Abrechnung nach Stunden
Es sei zwar davon auszugehen, dass die Parteien eine Beschäftigung auf freier Basis vereinbaren wollten. Allerdings sei bereits die Vereinbarung von Dienstleistungen und nicht von Werkleistungen und deren Abrechnung nach Stunden und nicht nach den Werken (z. B. nach erstellten Abrechnungen) ein Indiz für eine vertragliche Bindung auf Basis abhängiger Beschäftigung.
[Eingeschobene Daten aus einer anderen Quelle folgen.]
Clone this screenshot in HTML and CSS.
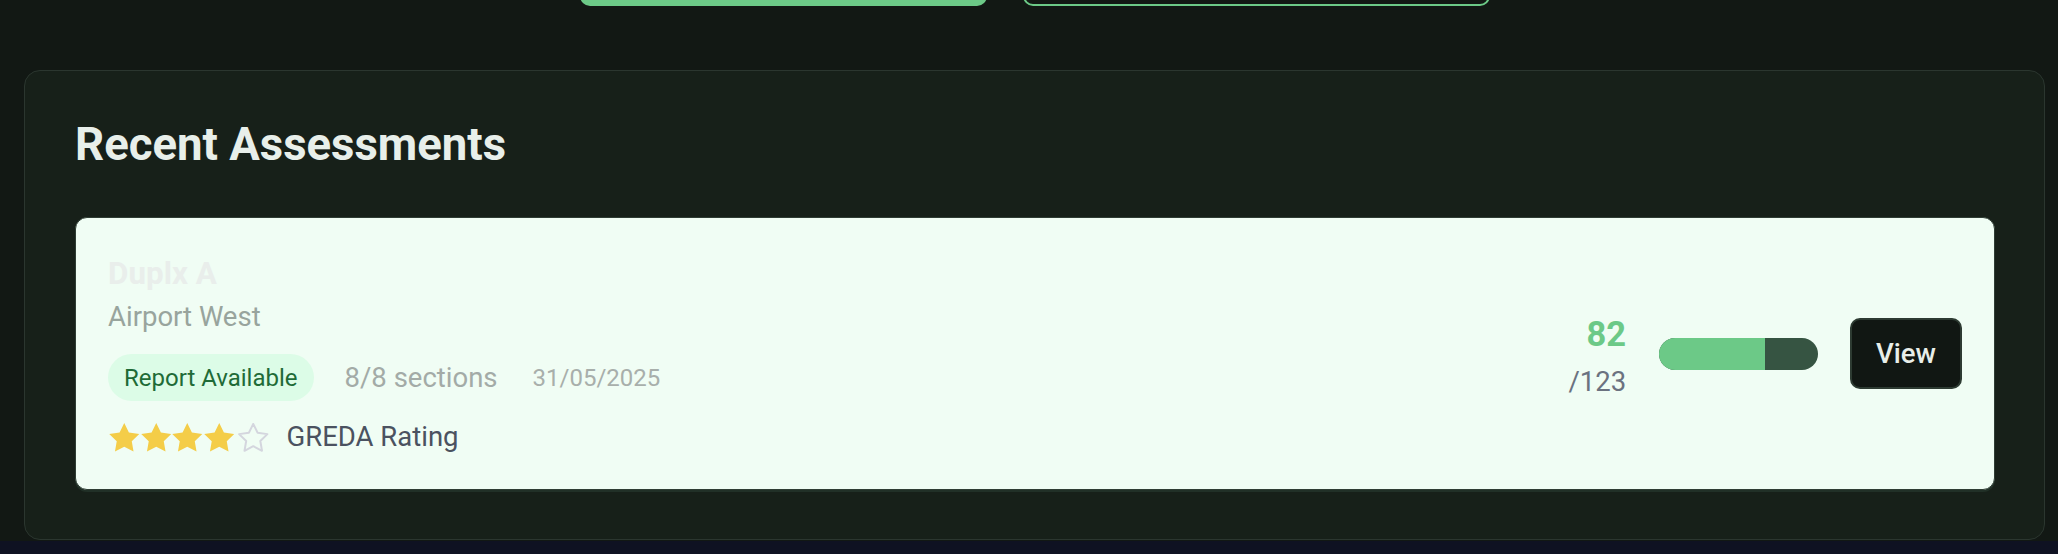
FILE: index.html
```html
<!DOCTYPE html>
<html lang="en">
<head>
<meta charset="utf-8">
<title>Recent Assessments</title>
<link rel="stylesheet" href="styles.css">
</head>
<body>
<div class="app">
  <div class="topbar">
    <button class="btn-primary" type="button"></button>
    <button class="btn-outline" type="button"></button>
  </div>
  <section class="panel">
    <h2 class="panel-title">Recent Assessments</h2>
    <div class="assessment">
      <div class="info">
        <div class="name">Duplx A</div>
        <div class="location">Airport West</div>
        <div class="meta">
          <span class="pill">Report Available</span>
          <span class="sections">8/8 sections</span>
          <span class="date">31/05/2025</span>
        </div>
        <div class="rating">
          <span class="stars">
            <svg class="star" viewBox="2 2 20 19.3"><path d="M12 2l3.09 6.26L22 9.27l-5 4.87 1.18 6.88L12 17.77l-6.18 3.25L7 14.14 2 9.27l6.91-1.01L12 2z"/></svg>
            <svg class="star" viewBox="2 2 20 19.3"><path d="M12 2l3.09 6.26L22 9.27l-5 4.87 1.18 6.88L12 17.77l-6.18 3.25L7 14.14 2 9.27l6.91-1.01L12 2z"/></svg>
            <svg class="star" viewBox="2 2 20 19.3"><path d="M12 2l3.09 6.26L22 9.27l-5 4.87 1.18 6.88L12 17.77l-6.18 3.25L7 14.14 2 9.27l6.91-1.01L12 2z"/></svg>
            <svg class="star" viewBox="2 2 20 19.3"><path d="M12 2l3.09 6.26L22 9.27l-5 4.87 1.18 6.88L12 17.77l-6.18 3.25L7 14.14 2 9.27l6.91-1.01L12 2z"/></svg>
            <svg class="star star-empty" viewBox="1.4 1.4 21.2 20.5"><path d="M12 2l3.09 6.26L22 9.27l-5 4.87 1.18 6.88L12 17.77l-6.18 3.25L7 14.14 2 9.27l6.91-1.01L12 2z"/></svg>
          </span>
          <span class="rating-label">GREDA Rating</span>
        </div>
      </div>
      <div class="score">
        <div class="score-value">82</div>
        <div class="score-max">/123</div>
      </div>
      <div class="bar"><div class="bar-fill" style="width: 66.67%"></div></div>
      <button class="view-btn" type="button">View</button>
    </div>
  </section>
</div>
</body>
</html>
```

FILE: styles.css
```css
* { box-sizing: border-box; }

html, body {
  margin: 0;
  padding: 0;
}

body {
  background: #0f1222;
  font-family: Roboto, "Liberation Sans", Arial, sans-serif;
}

.app {
  background: #121814;
  padding-bottom: 1px;
}

.topbar {
  height: 6px;
  overflow: hidden;
  display: flex;
  align-items: flex-end;
  gap: 36px;
  padding-left: 580px;
}

.btn-primary {
  flex: none;
  width: 407px;
  height: 40px;
  border: none;
  border-radius: 10px;
  background: #6cc987;
  padding: 0;
}

.btn-outline {
  flex: none;
  width: 467px;
  height: 40px;
  border: 2px solid #6cc987;
  border-radius: 10px;
  background: transparent;
  padding: 0;
}

.panel {
  margin: 64px 13px 0 24px;
  background: #172019;
  border: 1px solid #2b362f;
  border-radius: 16px;
  padding: 46px 49px 49px 50px;
}

.panel-title {
  margin: 0 0 45px;
  font-size: 45.5px;
  line-height: 55px;
  font-weight: 700;
  color: #e8efea;
}

.assessment {
  display: flex;
  align-items: center;
  background: #f0fdf4;
  border: 1px solid #2f3d34;
  border-radius: 12px;
  padding: 36px 32px 36px 32px;
  box-shadow: 0 2px 0 rgba(40, 60, 48, 0.6);
}

.info {
  flex: 1;
  display: flex;
  flex-direction: column;
  align-items: flex-start;
}

.name {
  font-size: 31.4px;
  line-height: 40px;
  font-weight: 700;
  color: #e9eeeb;
}

.location {
  font-size: 27.5px;
  line-height: 46px;
  color: #98a49d;
}

.meta {
  margin-top: 14px;
  display: flex;
  align-items: center;
}

.pill {
  height: 47px;
  display: flex;
  align-items: center;
  padding: 0 16px;
  border-radius: 999px;
  background: #dcfce7;
  color: #1f6b37;
  font-size: 24px;
}

.sections {
  margin-left: 31px;
  font-size: 27.5px;
  color: #a3aba7;
}

.date {
  margin-left: 35px;
  font-size: 24px;
  color: #a8afab;
}

.rating {
  margin-top: 20px;
  height: 32px;
  display: flex;
  align-items: center;
}

.stars {
  display: flex;
  align-items: center;
  gap: 1px;
  margin-left: 1px;
}

.star {
  width: 30.5px;
  height: 29px;
  fill: #f4cd48;
}

.star-empty {
  margin-left: 3px;
  fill: none;
  stroke: #d4d6de;
  stroke-width: 1.4;
  stroke-linejoin: round;
}

.rating-label {
  margin-left: 18px;
  font-size: 27.5px;
  line-height: 32px;
  color: #4b5260;
}

.score {
  text-align: right;
}

.score-value {
  font-size: 34.5px;
  line-height: 56px;
  font-weight: 700;
  color: #6cc987;
}

.score-max {
  font-size: 27.5px;
  line-height: 39px;
  color: #6b7280;
}

.bar {
  margin-left: 33px;
  width: 159px;
  height: 32px;
  border-radius: 999px;
  background: #365442;
  overflow: hidden;
}

.bar-fill {
  height: 100%;
  background: #6cc987;
}

.view-btn {
  margin-left: 32px;
  height: 71px;
  padding: 0 24px;
  border: 2px solid #2d3b32;
  border-radius: 10px;
  background: #111713;
  color: #e8eee9;
  font-family: Roboto, "Liberation Sans", Arial, sans-serif;
  font-size: 27.5px;
  font-weight: 500;
}
```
Nach der Vereinbarung sollte die Arbeit in den Räumen der Praxis unter Verwendung des dortigen Equipments (insbesondere PC) erfolgen.
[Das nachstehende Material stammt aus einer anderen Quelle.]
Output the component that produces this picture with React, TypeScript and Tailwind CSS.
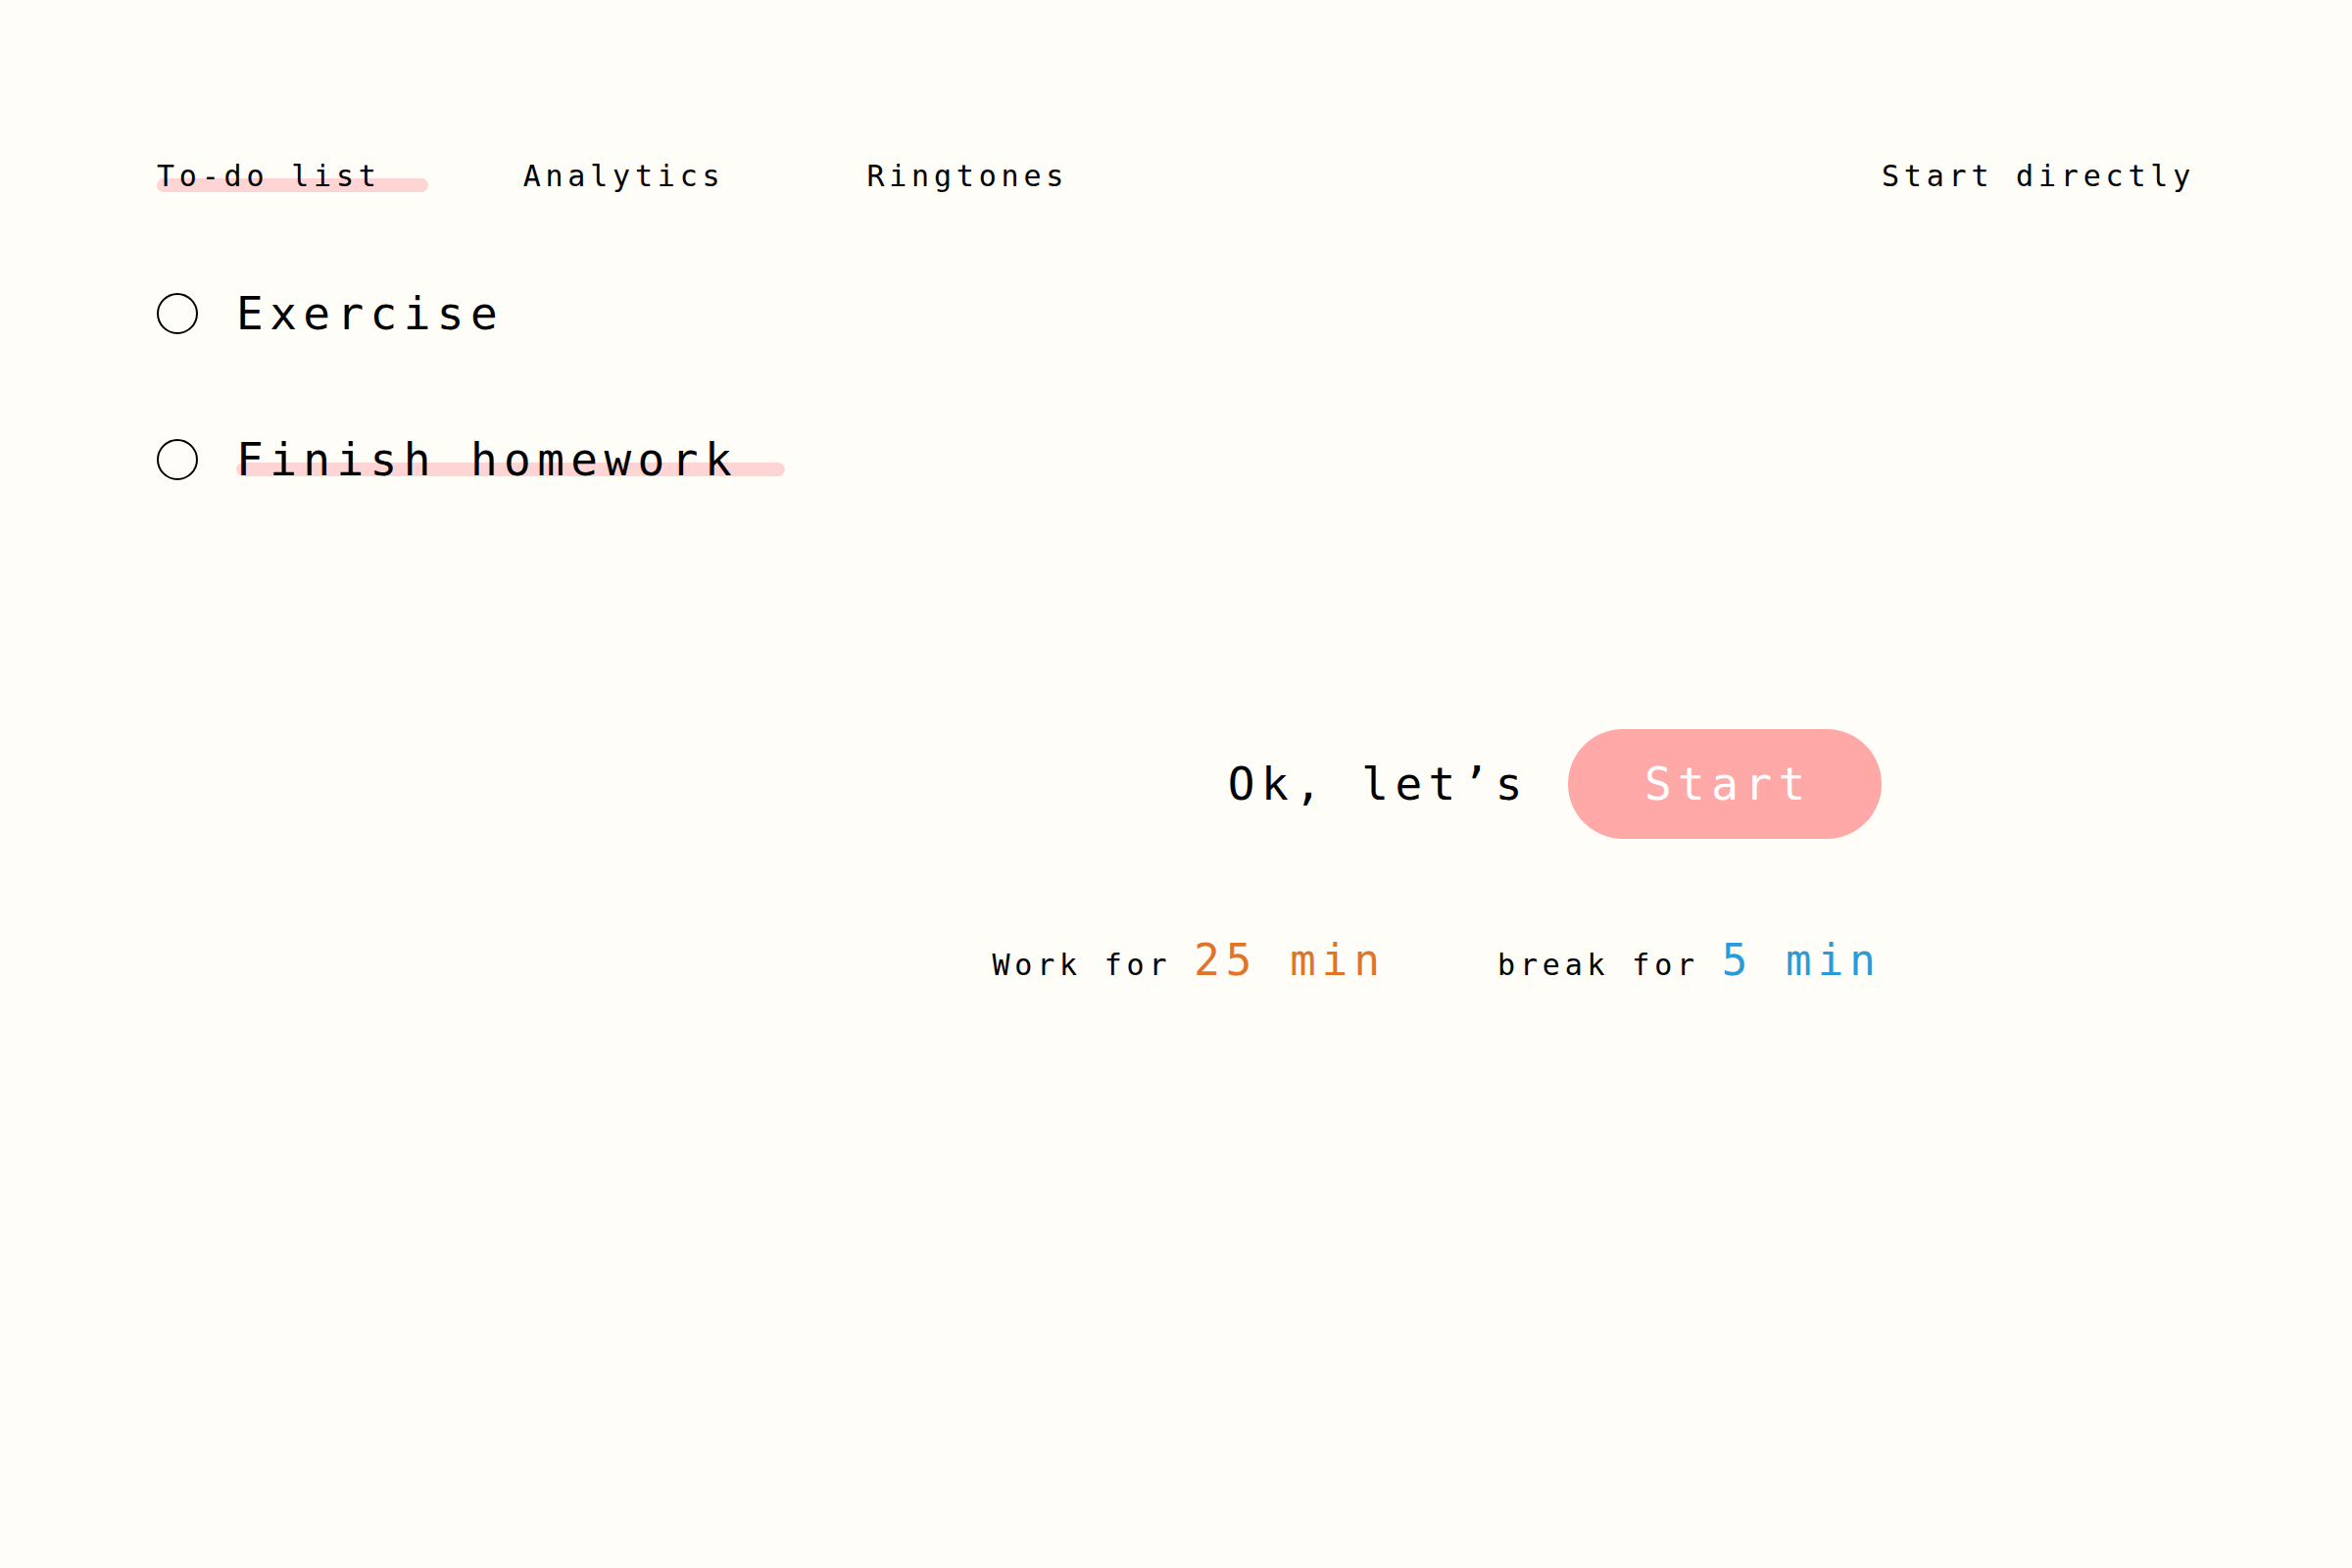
import { useState } from "react";

const todos = [
  { id: 1, title: "Exercise", highlight: false },
  { id: 2, title: "Finish homework", highlight: true },
];

const navItems = ["To-do list", "Analytics", "Ringtones"];

export default function App() {
  const [active] = useState("To-do list");

  return (
    <div className="min-h-screen bg-[#fffdf8] px-[160px] pt-[165px] font-['DejaVu_Sans_Mono',monospace] text-black">
      {/* top nav */}
      <nav className="flex justify-between text-[30px] leading-none tracking-[0.16em]">
        <div className="flex gap-[145px]">
          {navItems.map((item) => (
            <button key={item} className="relative leading-none tracking-[0.16em]">
              {item === active && (
                <span className="absolute left-0 right-[-48px] top-[17px] h-[14px] rounded-full bg-[#ffd4d4]" />
              )}
              <span className="relative">{item}</span>
            </button>
          ))}
        </div>
        <button className="leading-none tracking-[0.16em]">Start directly</button>
      </nav>

      {/* to-do items */}
      <ul className="mt-[102px] flex flex-col gap-[103px]">
        {todos.map((todo) => (
          <li key={todo.id} className="flex items-center gap-[39px]">
            <span className="h-[42px] w-[42px] shrink-0 rounded-full border-2 border-black" />
            <span className="relative text-[46px] leading-none tracking-[0.14em]">
              {todo.highlight && (
                <span className="absolute left-0 right-[-48px] top-[26px] h-[14px] rounded-full bg-[#ffd4d4]" />
              )}
              <span className="relative">{todo.title}</span>
            </span>
          </li>
        ))}
      </ul>

      {/* start area */}
      <div className="mt-[252px] flex flex-col items-end pr-[320px]">
        <div className="flex items-center gap-[40px]">
          <span className="text-[46px] leading-none tracking-[0.14em]">Ok, let’s</span>
          <button className="flex h-[112px] w-[320px] items-center justify-center rounded-full bg-[#ffa8a8] text-[46px] leading-none tracking-[0.14em] text-white">
            <span className="pl-[0.14em]">Start</span>
          </button>
        </div>

        <div className="mt-[102px] flex items-baseline gap-[114px] text-[30px] leading-none tracking-[0.16em]">
          <p className="leading-none">
            Work for <span className="text-[44px] leading-none tracking-[0.14em] text-[#e0752a]">25 min</span>
          </p>
          <p className="leading-none">
            break for <span className="text-[44px] leading-none tracking-[0.14em] text-[#2a9bd8]">5 min</span>
          </p>
        </div>
      </div>
    </div>
  );
}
Entscheidend für das Vorliegen einer abhängigen Beschäftigung sei die tatsächliche Ausgestaltung der Verhältnisse, welchen gegebenenfalls sogar stärkeres Gewicht als abweichenden vertraglichen Regelungen zukommen könne.
In der praktischen Umsetzung der mündlichen Vereinbarung habe sich die Tätigkeit der Abrechnungsspezialistin als in den Praxisbetrieb integriert dargestellt. Die Beigeladene habe in der Praxis und unter Verwendung der dortigen Hard- und Software gearbeitet. Sie habe die Rechnungen, Mahnungen und Abrechnungen nicht wie eine privatärztliche Abrechnungsstelle in eigenem Namen erstellt und sei im Außenverhältnis nicht in Erscheinung getreten. Ihre Arbeitsergebnisse hätten sich für die Praxisinhaberinnen als Entwürfe dargestellt. Bei Gelegenheitsarbeitsverhältnissen sei es weiter nicht ausgeschlossen, dass die Arbeit nur zu den Zeiten und zu den Bedingungen stattfänden, zu welchen der Arbeitnehmer bereit sei.
Fazit
Bei der Einbindung von externen Abrechnungsspezialisten wird man die vom LSG Berlin-Brandenburg aufgestellten umfangreichen Anforderungen sicher noch im Detail analysieren müssen, um entsprechende Schlussfolgerungen zu ziehen. Dies gilt besonders auch für bereits praktizierte Vertragsverhältnisse. Die Revision wurde mit der Begründung nicht zugelassen, dass es sich um einen Einzelfall handele, was mehr als verwundert.